Les autorités françaises sont coincées par un régime algérien qui agite en permanence l'épouvantail de l'ingérence néocoloniale. Toute déclaration critique de Paris sur la crise algérienne serait donc contre-productive et je comprends cette forme de prudence officielle. Beaucoup moins en revanche, le silence des intellectuels français, du monde de la culture ou même de la classe politique. Je ne vois pas en quoi s'interroger sereinement sur l'avenir d'un pays si proche de la France pose problème en soi. Ce serait au contraire une occasion extraordinaire de solidarité avec le peuple algérien, qui s'est senti tellement abandonné lors de la décennie noire.
Faites-vous partie de ceux qui veulent rouvrir pour autant le débat “qui tue qui” en Algérie qu'on a connu pendant cette fameuse décennie noire du terrorisme?
Tel n'est pas mon propos. Je souligne, en revanche, que le régime a soldé cette guerre civile par un double processus d'amnistie et d'amnésie. Les islamistes dits “repentis” ont ainsi pu se recycler dans le système, alors que les victimes de la terreur se voyaient opposer un déni de justice. C'est donc une nouvelle forme de violence qui a été imposée par Bouteflika au nom de la “concorde” à une société déjà traumatisée. Mais les jeunes à l'avant-garde du Hirak n'ont pas connu la décennie noire et refusent d'être bridés par les séquelles de cette tragédie. Cela leur permet ainsi d'interroger sans tabou l'histoire de leur pays et de revendiquer l'héritage des véritables héros de la guerre de libération. On disait de ces jeunes qu'ils étaient dépolitisés, mais leur soif d'apprendre, loin de la propagande dont on les a abreuvés, est fascinante.
Existe-t-il selon vous un risque que l'Algérie rebascule malgré tout dans la violence après la présidentielle du 12 décembre?
Je préfère n'envisager que les scénarios optimistes. En outre, si les généraux avaient choisi d'utiliser la force, ils l'auraient fait depuis longtemps. Il ne faut cependant rien exclure. Mais le Hirak a démontré un impressionnant sens des responsabilités, il a prouvé sa capacité à mobiliser pacifiquement des millions de personnes, malgré une montée de la répression destinée à provoquer un dérapage. Le régime a beau se persuader que tout redeviendra comme avant le 13 décembre, il est incapable de sortir seul de la crise. En dépit de la manne pétrolière, il a déjà plongé le pays dans le marasme économique, en décapitant le patronat, remplacé par des administrateurs de l'Etat dans les grandes entreprises.
La crise peut-elle connaitre alors un essoufflement?

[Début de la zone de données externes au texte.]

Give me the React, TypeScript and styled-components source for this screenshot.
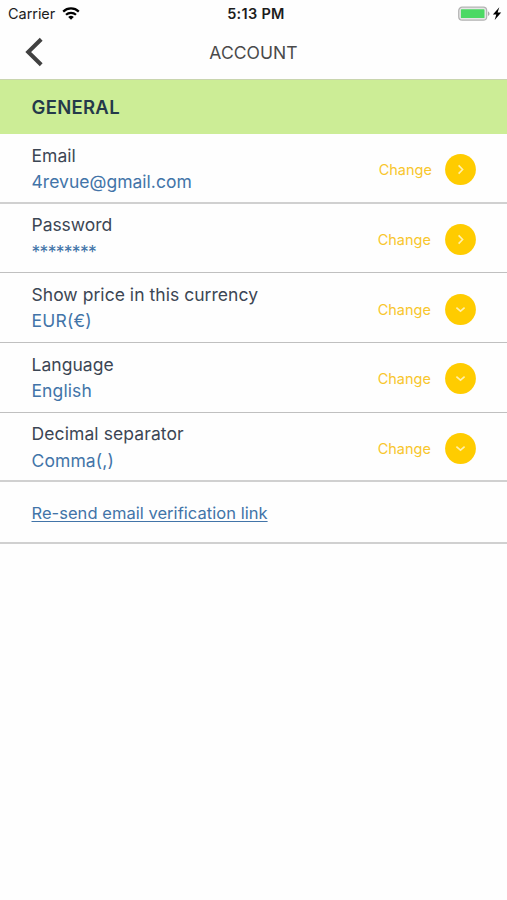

Je ne crois pas. La population a compris qu'elle perdra tout le fruit de sa mobilisation si elle relâche la pression. L'Algérie est riche de cadres compétents et patriotes capables de regarder vers l'avenir et non plus dans le rétroviseur. Tout dépend de l'attitude à leur égard du régime. Il faut que Gaïd Salah cesse de verrouiller toute possibilité d'ouverture. Si un dialogue s'enclenche, des partenaires émergeront de façon naturelle et consensuelle afin qu'une dynamique civile finisse par prévaloir.